Depthwise Separable Convolutions
Factor standard convolution into two steps to reduce compute.
Depthwise convolution: apply one filter per input channel independently.
\[Y_\text{dw}(h, w, c) = \sum_{i,j} W_\text{dw}(i, j, c) \cdot X(h \cdot s + i, w \cdot s + j, c)\]Pointwise convolution: $1 \times 1$ convolution mixes channels.
\[Y(h, w, c') = \sum_c W_\text{pw}(c, c') \cdot Y_\text{dw}(h, w, c)\]FLOPs reduction:
\[\frac{C_\text{out} \cdot k^2 + C_\text{out}}{C_\text{out} \cdot k^2} = \frac{1}{C_\text{out}} + \frac{1}{k^2} \approx \frac{1}{k^2}\]For $k=3$: ~9$\times$ fewer multiply-adds. Used in MobileNet, Xception, EfficientNet.
Receptive Field
The receptive field (RF) of a neuron is the region in the input image that influences its output.
After $L$ convolutional layers with kernel size $k$ and stride 1:
\[RF = 1 + L(k-1)\]With stride $s > 1$ or pooling, the RF grows faster. With dilated convolutions:
\[RF = 1 + L \cdot (k-1) \cdot d\]where $d$ is the dilation factor.
Dilated (atrous) convolution: insert $d-1$ zeros between filter elements. Expands the RF without increasing parameters or reducing resolution. Used in DeepLab, WaveNet.
Classic CNN Architectures
LeNet-5 (1998)
First successful CNN. Two conv layers + pooling + three FC layers. Input: 32×32 grayscale. Designed for digit recognition.
AlexNet (2012)
Won ImageNet 2012 by a large margin. 5 conv layers + 3 FC layers; ReLU activations; dropout; data augmentation; trained on 2 GPUs. Demonstrated that deep CNNs with GPU training could solve large-scale visual recognition.
VGG (2014)
Systematic use of $3 \times 3$ convolutions only; depth from 11 to 19 layers. Simple, uniform architecture; strong features; widely used as a backbone. High memory usage from large FC layers.
GoogLeNet / Inception (2014)
Inception module: apply $1 \times 1$, $3 \times 3$, $5 \times 5$ convolutions and $3 \times 3$ max pooling in parallel; concatenate output feature maps. Multi-scale feature extraction; $1 \times 1$ bottleneck reduces computation.
ResNet (2015)
Residual connection: the output of a block is $F(x) + x$, not $F(x)$.

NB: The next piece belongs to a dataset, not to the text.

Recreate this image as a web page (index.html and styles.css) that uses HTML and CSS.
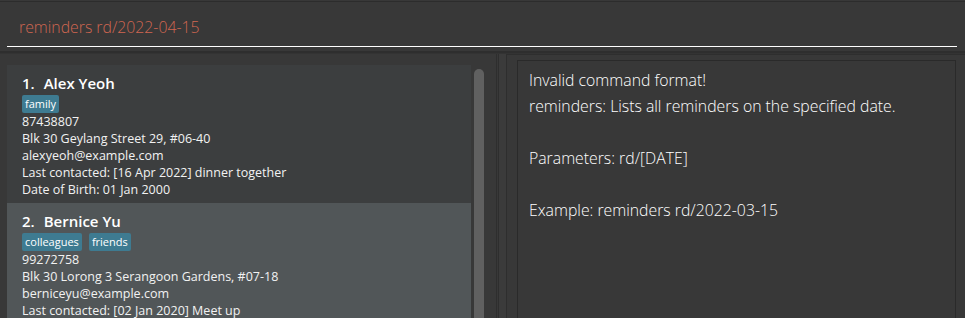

\[y = F(x, \{W_i\}) + x\]If the block is an identity, the gradient flows directly: $\partial \mathcal{L}/\partial x = \partial \mathcal{L}/\partial y$. Solves the degradation problem: deeper networks no longer perform worse on training data. Enabled 50, 101, 152, and 1000-layer networks.
Bottleneck block: $1 \times 1$ (reduce channels) → $3 \times 3$ → $1 \times 1$ (expand channels). Reduces FLOPs.
DenseNet (2017)
Each layer receives feature maps from all previous layers: $x_l = H_l([x_0, x_1, \ldots, x_{l-1}])$. Maximum feature reuse; fewer parameters. Strong for segmentation tasks.
EfficientNet (2019)
Compound scaling: simultaneously scale depth $d$, width $w$, and resolution $r$ with a fixed ratio under a compute constraint. Found via neural architecture search (NAS).
\[d = \alpha^\phi, \quad w = \beta^\phi, \quad r = \gamma^\phi \quad \text{subject to } \alpha \beta^2 \gamma^2 \approx 2\]EfficientNet-B7 achieves state-of-the-art ImageNet accuracy with significantly fewer parameters than prior models.
ConvNeXt (2022)
Redesigns ResNet to incorporate design choices from Vision Transformers (larger kernels $7 \times 7$, depthwise conv, GeLU, LayerNorm, fewer activations). Competitive with ViT while maintaining the simplicity of CNNs.
Normalization in CNNs
Batch Normalization: normalize over the batch and spatial dimensions for each channel:
\[\hat{x} = \frac{x - \mu_\mathcal{B}}{\sqrt{\sigma_\mathcal{B}^2 + \epsilon}}, \quad y = \gamma \hat{x} + \beta\]Standard for image classification. Reduces sensitivity to initialization; allows higher learning rates.
Layer Norm / Group Norm: alternatives when batch size is small (detection, segmentation). Group Norm normalizes over groups of channels per sample; independent of batch size.
Spatial Attention and Channel Attention
SE (Squeeze-and-Excitation) block: globally pool each channel; learn channel-wise scaling weights via a small FC bottleneck. Recalibrates channel importance.
\[s = \sigma(W_2 \delta(W_1 \text{GAP}(X))), \quad \hat{X}_c = s_c \cdot X_c\]CBAM (Convolutional Block Attention Module): sequential channel attention then spatial attention. Applied in many detection and classification backbones.